Ekonom: Membuka Lebar Akses Impor dari AS, Bisa Mengancam Kedaulatan Ekonomi dan Ketahanan
Menghapus kuota tanpa strategi industrialisasi dan perlindungan domestik yang seimbang dapat membuka celah penetrasi produk asing secara masif.

Sakawarta, Jakarta – Ekonom dari Departemen Ekonomi Universitas Andalas, Syafruddin Karimi menyotori langkah Presiden Prabowo Subianto yang membuka keran impor dari Amerika Serikat (AS) setelah Presiden Donald Trump membuat aturan soal pengenaan kenaikan tarif impor ke Negeri Paman Sam.
Sebagaimana diketahui, Pemerintah Presiden Prabowo juga disebut-sebut akan menghapus aturan dan pertek kuota impor yang selama ini dinilai menghambat pengusaha masuk ke Indonesia.
“Kebijakan Presiden Prabowo Subianto yang membuka keran impor dengan menghapus aturan dan pertek kuota impor patut dipertimbangkan secara kritis dalam konteks geopolitik ekonomi global saat ini,” kata Syafruddin dalam keterangan resmi dikutip Sabtu (19/4/2025).
Sebab, kata dia, pada saat Amerika Serikat sebagai kekuatan ekonomi terbesar menggunakan instrumen tarif untuk menekan negara-negara lain secara sepihak, langkah Indonesia yang membuka lebar akses impor justru berisiko memperlemah posisi tawar nasional.
“Menghapus kuota tanpa strategi industrialisasi dan perlindungan domestik yang seimbang dapat membuka celah penetrasi produk asing secara masif, yang pada akhirnya mengancam kedaulatan ekonomi dan ketahanan sektor produksi dalam negeri,” ujarnya.
Syafruddin menuturkan, jika negara besar menggunakan proteksi dan tekanan sebagai senjata, ia mempertanyakan mengapa Indonesia justru membuka diri tanpa jaminan imbal balik yang adil.
Dia berpendapat, dalam situasi global yang dipenuhi ketidakpastian dan dominasi sepihak, Indonesia seharusnya memperkuat pijakan ekonomi nasional, bukan malahan melemahkannya dengan relaksasi yang hanya menguntungkan pihak luar.
“Diplomasi ekonomi perlu dibangun di atas asas resiprositas dan keadilan, bukan kerelaan untuk diserbu pasar asing demi menjaga citra keterbukaan semu,” ucapnya.
Ia berpesan, sudah waktunya dunia bersatu menyatakan dengan tegas bahwa praktik intimidasi ekonomi melalui tarif sepihak yang dilakukan oleh Presiden AS Trump tidak bisa lagi ditoleransi.
Ia berpandangan, ketika seorang pemimpin negara besar dengan arogansi menyebut bahwa banyak negara sedang antre untuk “kissing his ass”, itu bukan sekadar pelecehan diplomatik, tapi penghinaan terhadap martabat komunitas internasional.
“Dunia tidak boleh terus berada dalam posisi defensif, apalagi berlomba-lomba menawarkan konsesi demi menghindari sanksi ekonomi,” tuturnya.
Syafruddin menambahkan, jika semua negara tunduk pada tekanan, maka tatanan global akan berubah menjadi panggung ketakutan, bukan arena kerja sama yang adil.
Justru, lanjutnya, inilah momen penting bagi dunia untuk membuktikan bahwa solidaritas antarnegeri, terutama negara berkembang, mampu melampaui dominasi sepihak.
“Dunia harus berdiri bersama dan berkata: cukup sudah.
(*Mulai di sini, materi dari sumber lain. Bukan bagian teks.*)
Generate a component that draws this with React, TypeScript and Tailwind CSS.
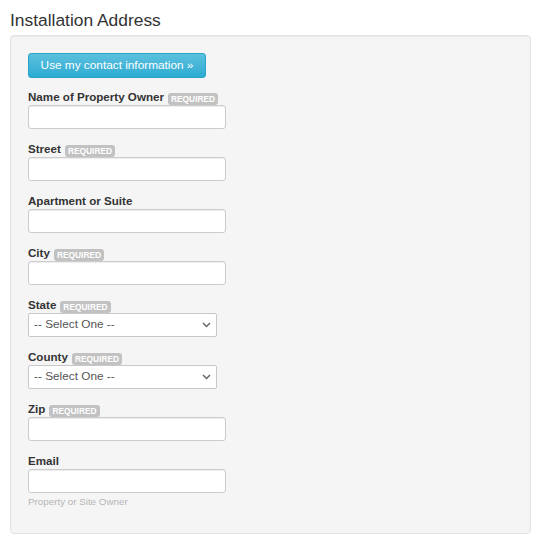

Jika tidak, kita akan selamanya menjadi objek eksploitasi dalam permainan kekuasaan global yang penuh penghinaan. Saatnya komunitas internasional memberikan pelajaran kepada kekuatan besar: bahwa kedaulatan, martabat, dan keadilan tidak bisa dibeli dengan tarif dan intimidasi,” kata Syafruddin.